Design: Meta-analysis using Mantel-Haenszel fixed effect model.

Interventions: We performed searches of MEDLINE, Current Contents, Best Evidence, Cochrane, and HealthSTAR databases from 1985 to present to identify prospective controlled studies comparing PDT and surgical tracheostomy in critically ill patients. After establishing clinical and statistical homogeneity (Q statistic), studies were analyzed by a Mantel-Haenszel fixed effect model. For each clinical end point examined, PDT and surgical tracheostomy were compared by calculating either absolute differences or odds ratios (ORs) with 95% confidence intervals (CIs) for continuous or discrete variables, respectively.

Measurements and results: We pooled data from five studies (236 patients) satisfying our search criteria to analyze eight clinical end points. Operative time was shorter for PDT than surgical tracheostomy: absolute difference with 95% CI, 9.84 min (7.83 to 10.85 min). There was no difference comparing PDT and surgical tracheostomy with respect to overall operative complication rates: OR with 95% CI, 0.732 (0.05 to 9.37). However, relative to surgical tracheostomy, PDT was associated with less perioperative bleeding (OR with 95% CI, 0.14 [0.02 to 0.39]), a lower overall postoperative complication rate (OR with 95% CI, 0.14 [0.07 to 0.29]), as well as a lower postoperative incidence of bleeding (OR with 95% CI, 0.39[ 0.17 to 0.88]), and stomal infection (OR with 95% CI, 0.02 [0.01 to 0.07]). No difference was identified in days intubated prior to tracheostomy (absolute difference with 95% CI, 0.16 days [− 0.9 to 1.22 days]), overall procedure-related complications (OR with 95% CI, 0.73 [0.06 to 9.37]), or death (OR with 95% CI, 0.63 [0.18 to 2.20]) comparing these two techniques.

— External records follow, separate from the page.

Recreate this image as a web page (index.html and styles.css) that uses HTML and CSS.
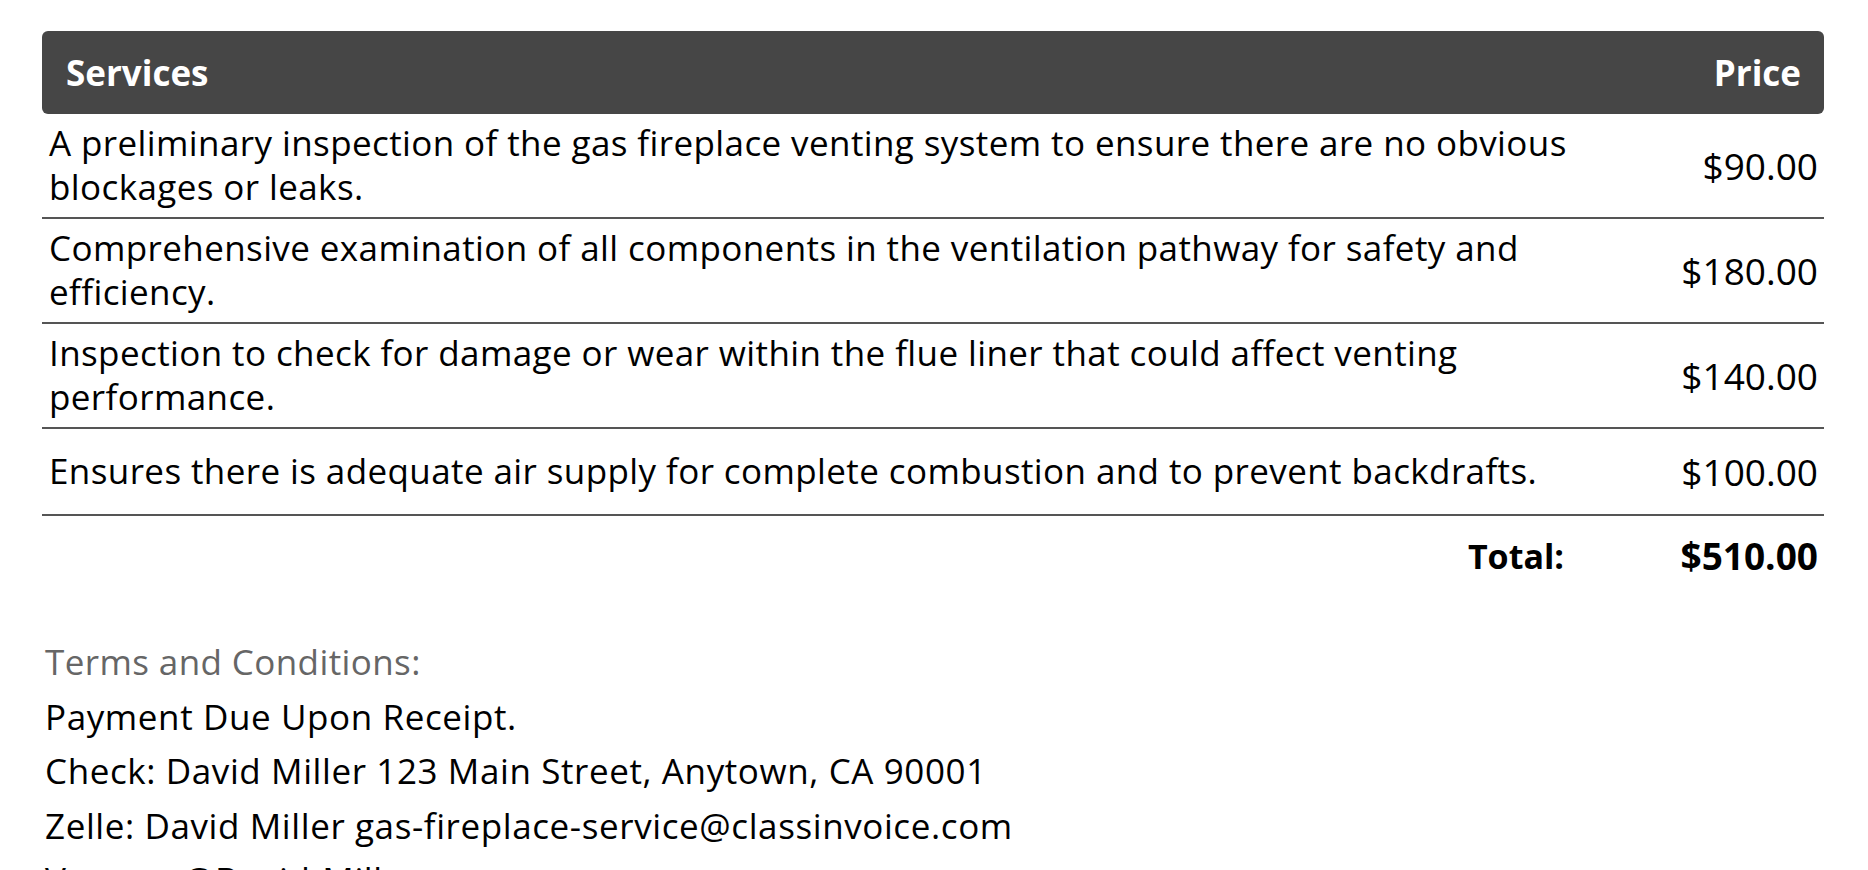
FILE: index.html
```html
<!DOCTYPE html>
<html lang="en">
<head>
<meta charset="utf-8">
<title>Invoice services</title>
<link rel="stylesheet" href="styles.css">
</head>
<body>
<main class="invoice">
  <section class="services">
    <div class="services-head">
      <span>Services</span>
      <span>Price</span>
    </div>
    <div class="service-row">
      <div class="desc">A preliminary inspection of the gas fireplace venting system to ensure there are no obvious blockages or leaks.</div>
      <div class="price">$90.00</div>
    </div>
    <div class="service-row">
      <div class="desc">Comprehensive examination of all components in the ventilation pathway for safety and efficiency.</div>
      <div class="price">$180.00</div>
    </div>
    <div class="service-row">
      <div class="desc">Inspection to check for damage or wear within the flue liner that could affect venting performance.</div>
      <div class="price">$140.00</div>
    </div>
    <div class="service-row">
      <div class="desc">Ensures there is adequate air supply for complete combustion and to prevent backdrafts.</div>
      <div class="price">$100.00</div>
    </div>
    <div class="total-row">
      <div class="total-label">Total:</div>
      <div class="total-value">$510.00</div>
    </div>
  </section>
  <section class="terms">
    <div class="terms-title">Terms and Conditions:</div>
    <div class="terms-line">Payment Due Upon Receipt.</div>
    <div class="terms-line">Check: David Miller 123 Main Street, Anytown, CA 90001</div>
    <div class="terms-line">Zelle: David Miller gas-fireplace-service@classinvoice.com</div>
    <div class="terms-line">Venmo: @David-Miller</div>
  </section>
</main>
</body>
</html>
```

FILE: styles.css
```css
html, body {
  margin: 0;
  padding: 0;
  background: #ffffff;
}

body {
  font-family: "Open Sans", "Liberation Sans", sans-serif;
  color: #000;
}

.invoice {
  padding: 31px 44px 0 42px;
}

.services-head {
  display: flex;
  justify-content: space-between;
  align-items: center;
  height: 83px;
  padding: 0 23px 0 24px;
  background: #464646;
  border-radius: 6px;
  color: #fff;
  font-size: 35px;
  font-weight: 700;
}

.service-row {
  display: grid;
  grid-template-columns: 1fr 223px;
  align-items: center;
  min-height: 87px;
  box-sizing: border-box;
  padding: 7px 6px 8px 7px;
  border-bottom: 2px solid #555;
}

.desc {
  font-size: 35px;
  line-height: 44px;
  font-weight: 500;
  letter-spacing: 0.4px;
}

.price {
  text-align: right;
  font-size: 37px;
  font-weight: 500;
}

.total-row {
  display: grid;
  grid-template-columns: 1fr 223px;
  align-items: center;
  padding: 14px 6px 0 7px;
  font-weight: 700;
}

.total-label {
  text-align: right;
  padding-right: 31px;
  font-size: 34px;
}

.total-value {
  text-align: right;
  font-size: 37px;
}

.terms {
  padding: 54px 0 0 3px;
}

.terms-title {
  color: #666;
  font-size: 35px;
  line-height: 54.5px;
  font-weight: 500;
  letter-spacing: 0.4px;
}

.terms-line {
  font-size: 35px;
  line-height: 54.5px;
  font-weight: 500;
  letter-spacing: 0.6px;
}
```
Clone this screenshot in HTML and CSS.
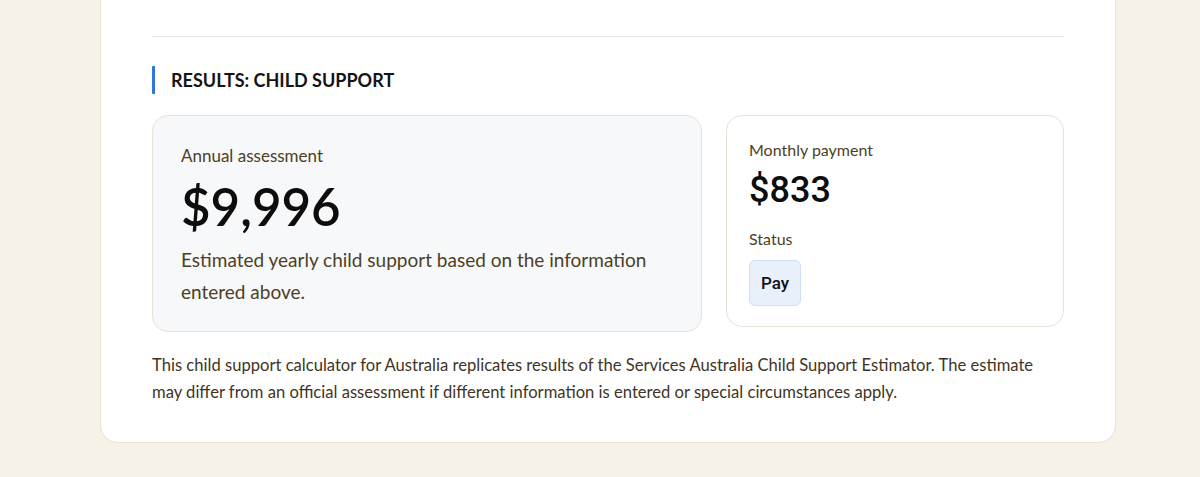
FILE: index.html
```html
<!DOCTYPE html>
<html lang="en">
<head>
<meta charset="utf-8">
<link rel="stylesheet" href="styles.css">
<title>Results</title>
</head>
<body>
<main class="page">
  <section class="card">
    <hr class="rule">
    <h2 class="heading">RESULTS: CHILD SUPPORT</h2>
    <div class="results">
      <div class="box box-main">
        <div class="label">Annual assessment</div>
        <div class="big">$9,996</div>
        <p class="desc">Estimated yearly child support based on the information entered above.</p>
      </div>
      <div class="box box-side">
        <div class="label-sm">Monthly payment</div>
        <div class="mid">$833</div>
        <div class="label-sm status">Status</div>
        <span class="badge">Pay</span>
      </div>
    </div>
    <p class="note">This child support calculator for Australia replicates results of the Services Australia Child Support Estimator. The estimate may differ from an official assessment if different information is entered or special circumstances apply.</p>
  </section>
</main>
</body>
</html>
```
FILE: styles.css
```css
html, body {
  margin: 0;
  padding: 0;
  background: #f6f2e8;
  font-family: Lato, "Open Sans", sans-serif;
}
.page {
  padding: 0 84px 0 100px;
  height: 477px;
  box-sizing: border-box;
}
.card {
  background: #fff;
  border: 1px solid #e9e4d6;
  border-top: none;
  border-radius: 0 0 18px 18px;
  padding: 36px 51px 40px 51px;
  box-sizing: border-box;
  width: 1016px;
  height: 443px;
}
.rule {
  margin: 0;
  border: none;
  border-top: 1px solid #e6e3dc;
}
.heading {
  margin: 29px 0 0 0;
  border-left: 3px solid #2f74e6;
  border-radius: 1px;
  padding: 1px 0 1px 16px;
  font-size: 18px;
  font-weight: 700;
  color: #141414;
  line-height: 26px;
  letter-spacing: 0;
}
.results {
  display: grid;
  grid-template-columns: 550px 338px;
  gap: 24px;
  margin-top: 21px;
  align-items: start;
}
.box {
  border: 1px solid #e6e2d8;
  border-radius: 16px;
  box-sizing: border-box;
}
.box-main {
  background: #f7f8fa;
  height: 217px;
  padding: 29px 28px 0 28px;
}
.box-side {
  background: #fff;
  height: 212px;
  padding: 23px 22px 0 22px;
}
.label {
  font-size: 17px;
  color: #4d3f25;
  line-height: 22px;
}
.big {
  font-size: 51px;
  font-weight: 600;
  color: #0d0d0d;
  line-height: 60px;
  margin-top: 10px;
}
.desc {
  margin: 7px 0 0 0;
  font-size: 19px;
  line-height: 32px;
  color: #4d3f25;
}
.label-sm {
  font-size: 16px;
  color: #4d3f25;
  line-height: 22px;
}
.mid {
  font-family: Roboto, "Liberation Sans", sans-serif;
  font-size: 36px;
  font-weight: 500;
  color: #0d0d0d;
  line-height: 40px;
  margin-top: 9px;
}
.status {
  margin-top: 18px;
}
.badge {
  display: inline-block;
  margin-top: 10px;
  background: #e8f0fc;
  border: 1px solid #cfdff4;
  border-radius: 6px;
  padding: 11px 11px;
  font-family: Roboto, "Liberation Sans", sans-serif;
  font-size: 17px;
  font-weight: 500;
  color: #111;
  line-height: 22px;
}
.note {
  margin: 20px 0 0 0;
  max-width: 895px;
  font-size: 16.6px;
  line-height: 27px;
  color: #3f3526;
}
```
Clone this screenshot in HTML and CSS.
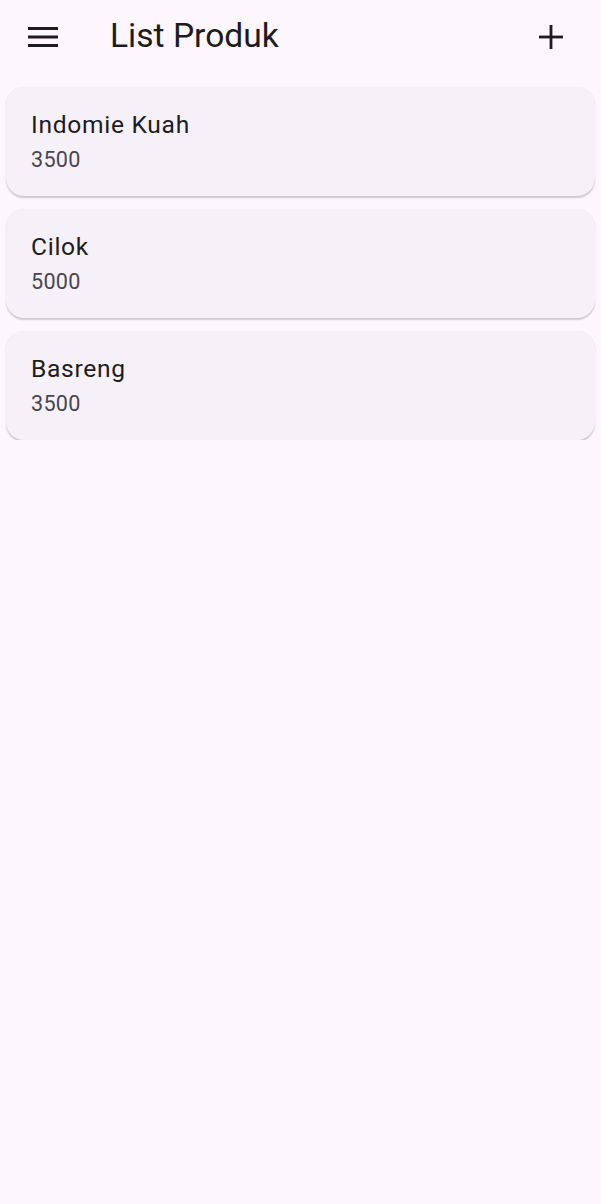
FILE: index.html
```html
<!DOCTYPE html>
<html>
<head>
<meta charset="utf-8">
<link rel="stylesheet" href="styles.css">
</head>
<body>
<header class="appbar">
  <button class="icon-btn menu" aria-label="menu">
    <svg width="30" height="22" viewBox="0 0 30 22"><rect x="0" y="1" width="30" height="3" fill="#1d1b20"/><rect x="0" y="9.5" width="30" height="3" fill="#1d1b20"/><rect x="0" y="18" width="30" height="3" fill="#1d1b20"/></svg>
  </button>
  <h1 class="title">List Produk</h1>
  <button class="icon-btn add" aria-label="tambah">
    <svg width="24" height="24" viewBox="0 0 24 24"><rect x="10.6" y="0" width="2.8" height="24" fill="#1d1b20"/><rect x="0" y="10.6" width="24" height="2.8" fill="#1d1b20"/></svg>
  </button>
</header>
<main class="list">
  <div class="card"><div class="name">Indomie Kuah</div><div class="price">3500</div></div>
  <div class="card"><div class="name">Cilok</div><div class="price">5000</div></div>
  <div class="card"><div class="name">Basreng</div><div class="price">3500</div></div>
</main>
</body>
</html>
```
FILE: styles.css
```css
html, body {
  margin: 0;
  padding: 0;
  background: #fdf7fd;
  font-family: Roboto, "Noto Sans", sans-serif;
  color: #1d1b20;
}
.appbar {
  height: 74px;
  display: flex;
  align-items: center;
}
.icon-btn {
  background: none;
  border: none;
  padding: 0;
  display: flex;
  align-items: center;
  justify-content: center;
}
.menu {
  margin-left: 28px;
  width: 30px;
  height: 22px;
}
.title {
  margin: 0 0 3px 52px;
  font-size: 33.6px;
  line-height: 40px;
  font-weight: 400;
  flex: 1;
  letter-spacing: 0;
}
.add {
  margin-right: 38px;
  width: 24px;
  height: 24px;
}
.list {
  display: flex;
  flex-direction: column;
  gap: 13px;
  padding: 13px 6px 0 6px;
}
.card {
  background: #f6f1f8;
  border-radius: 18px;
  height: 109px;
  box-sizing: border-box;
  padding: 22px 25px 0 25px;
  box-shadow: 0 1.5px 1.5px rgba(0,0,0,0.18), 0 0 1px rgba(0,0,0,0.06);
}
.name {
  font-size: 24.6px;
  letter-spacing: 0.7px;
  line-height: 32px;
  color: #1d1b20;
}
.price {
  font-size: 21.6px;
  line-height: 30px;
  letter-spacing: 0.3px;
  color: #49454f;
  margin-top: 4px;
}
```
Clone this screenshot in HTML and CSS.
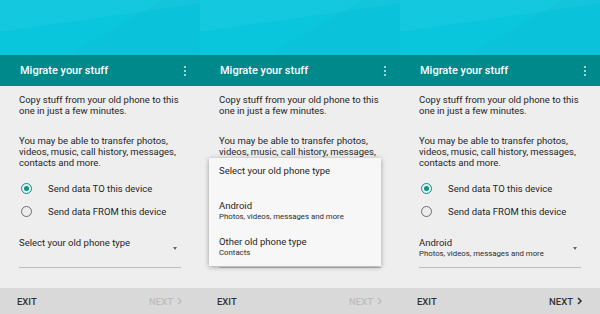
FILE: index.html
```html
<!DOCTYPE html>
<html lang="en">
<head>
    <meta charset="UTF-8">
    <meta name="viewport" content="width=device-width, initial-scale=1.0">
    <title>Migrate your stuff</title>
    <link rel="stylesheet" href="styles.css">
</head>
<body>
    <div class="screens">

        <!-- step 1: nothing picked yet -->
        <div class="phone">
            <div class="hero"></div>
            <div class="appbar">
                <span class="appbar-title">Migrate your stuff</span>
                <span class="overflow"><i></i><i></i><i></i></span>
            </div>
            <div class="content">
                <p class="intro">Copy stuff from your old phone to this one in just a few minutes.</p>
                <p class="note">You may be able to transfer photos, videos, music, call history, messages, contacts and more.</p>
                <div class="radio-row"><span class="radio checked"></span>Send data TO this device</div>
                <div class="radio-row"><span class="radio"></span>Send data FROM this device</div>
                <div class="select">
                    <div class="select-text">
                        <div class="select-title">Select your old phone type</div>
                    </div>
                    <span class="caret"></span>
                </div>
            </div>
            <div class="footer">
                <span class="btn">Exit</span>
                <span class="btn disabled">Next
                    <svg width="7" height="8" viewBox="0 0 7 8"><path d="M2 1 L5 4 L2 7" fill="none" stroke="currentColor" stroke-width="1.4"/></svg>
                </span>
            </div>
        </div>

        <!-- step 2: dropdown open -->
        <div class="phone">
            <div class="hero"></div>
            <div class="appbar">
                <span class="appbar-title">Migrate your stuff</span>
                <span class="overflow"><i></i><i></i><i></i></span>
            </div>
            <div class="content">
                <p class="intro">Copy stuff from your old phone to this one in just a few minutes.</p>
                <p class="note">You may be able to transfer photos, videos, music, call history, messages, contacts and more.</p>
                <div class="radio-row"><span class="radio checked"></span>Send data TO this device</div>
                <div class="radio-row"><span class="radio"></span>Send data FROM this device</div>
                <div class="select">
                    <div class="select-text">
                        <div class="select-title">Select your old phone type</div>
                    </div>
                    <span class="caret"></span>
                </div>
                <div class="menu">
                    <div class="menu-head">Select your old phone type</div>
                    <div class="menu-item">
                        <div class="select-title">Android</div>
                        <div class="select-sub">Photos, videos, messages and more</div>
                    </div>
                    <div class="menu-item">
                        <div class="select-title">Other old phone type</div>
                        <div class="select-sub">Contacts</div>
                    </div>
                </div>
            </div>
            <div class="footer">
                <span class="btn">Exit</span>
                <span class="btn disabled">Next
                    <svg width="7" height="8" viewBox="0 0 7 8"><path d="M2 1 L5 4 L2 7" fill="none" stroke="currentColor" stroke-width="1.4"/></svg>
                </span>
            </div>
        </div>

        <!-- step 3: android chosen -->
        <div class="phone">
            <div class="hero"></div>
            <div class="appbar">
                <span class="appbar-title">Migrate your stuff</span>
                <span class="overflow"><i></i><i></i><i></i></span>
            </div>
            <div class="content">
                <p class="intro">Copy stuff from your old phone to this one in just a few minutes.</p>
                <p class="note">You may be able to transfer photos, videos, music, call history, messages, contacts and more.</p>
                <div class="radio-row"><span class="radio checked"></span>Send data TO this device</div>
                <div class="radio-row"><span class="radio"></span>Send data FROM this device</div>
                <div class="select">
                    <div class="select-text">
                        <div class="select-title">Android</div>
                        <div class="select-sub">Photos, videos, messages and more</div>
                    </div>
                    <span class="caret"></span>
                </div>
            </div>
            <div class="footer">
                <span class="btn">Exit</span>
                <span class="btn">Next
                    <svg width="7" height="8" viewBox="0 0 7 8"><path d="M2 1 L5 4 L2 7" fill="none" stroke="currentColor" stroke-width="1.6"/></svg>
                </span>
            </div>
        </div>

    </div>
</body>
</html>
```

FILE: styles.css
```css
body {
    margin: 0;
    font-family: Roboto, "Liberation Sans", sans-serif;
    color: #1f1f1f;
    background: #eeeeee;
}
.screens {
    display: flex;
    width: 600px;
    height: 314px;
    overflow: hidden;
}
.phone {
    width: 200px;
    display: flex;
    flex-direction: column;
    background: #eeeeee;
}
.hero {
    height: 55px;
    background:
        linear-gradient(172deg, rgba(255,255,255,0.04) 0 38%, rgba(255,255,255,0) 38%),
        linear-gradient(150deg, rgba(0,0,0,0) 0 55%, rgba(0,0,0,0.02) 55%),
        #0ac6dd;
}
.appbar {
    height: 31px;
    background: #00898b;
    display: flex;
    align-items: center;
    justify-content: space-between;
    padding: 0 14px 0 20px;
}
.appbar-title {
    color: #fff;
    font-size: 11px;
    font-weight: 500;
}
.overflow {
    display: flex;
    flex-direction: column;
    gap: 2px;
}
.overflow i {
    width: 2px;
    height: 2px;
    background: #d7eeee;
    border-radius: 1px;
}
.content {
    flex: 1;
    position: relative;
    padding: 8px 19px 0 19px;
    font-size: 9.5px;
    line-height: 11px;
}
.intro {
    margin: 0;
}
.note {
    margin: 19px 0 9px 0;
}
.radio-row {
    height: 23px;
    display: flex;
    align-items: center;
    padding-left: 2px;
}
.radio {
    width: 9px;
    height: 9px;
    border: 1.5px solid #6d6d6d;
    border-radius: 50%;
    margin-right: 16px;
    position: relative;
}
.radio.checked {
    border-color: #009688;
}
.radio.checked::after {
    content: "";
    position: absolute;
    left: 2px;
    top: 2px;
    width: 5px;
    height: 5px;
    border-radius: 50%;
    background: #009688;
}
.select {
    margin-top: 14px;
    height: 30px;
    border-bottom: 1px solid #bdbdbd;
    display: flex;
    justify-content: space-between;
    align-items: flex-start;
}
.select-title {
    font-size: 9.5px;
    line-height: 11px;
}
.select-sub {
    font-size: 7.8px;
    line-height: 11px;
    color: #2b2b2b;
}
.caret {
    margin-top: 10px;
    margin-right: 4px;
    width: 0;
    height: 0;
    border-left: 2.5px solid transparent;
    border-right: 2.5px solid transparent;
    border-top: 3px solid #666;
}
.menu {
    position: absolute;
    left: 9px;
    top: 72px;
    width: 172px;
    height: 108px;
    background: #f7f7f7;
    box-shadow: 0 1px 5px rgba(0,0,0,0.35);
    padding: 7px 10px 0 10px;
    box-sizing: border-box;
}
.menu-head {
    font-size: 9.5px;
    line-height: 11px;
    margin-bottom: 24px;
}
.menu-item {
    margin-bottom: 14px;
}
.footer {
    height: 26px;
    background: #d9d9d9;
    display: flex;
    justify-content: space-between;
    align-items: center;
    padding: 0 17px 0 17px;
}
.btn {
    font-size: 9.5px;
    font-weight: 500;
    text-transform: uppercase;
    color: #333;
    display: flex;
    align-items: center;
    gap: 3px;
}
.btn.disabled {
    color: #bdbdbd;
}
```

Conclusions: Despite its popularity, there are currently only a limited number of small studies prospectively evaluating PDT and surgical tracheostomy. Our meta-analysis of these studies suggests potential advantages of PDT relative to surgical tracheostomy, including ease of performance, and lower incidence of peristomal bleeding and postoperative infection. If confirmed by additional, adequately powered prospective trials, these findings support PDT as the procedure of choice for the establishment of elective tracheostomy in the appropriately selected critically ill patient.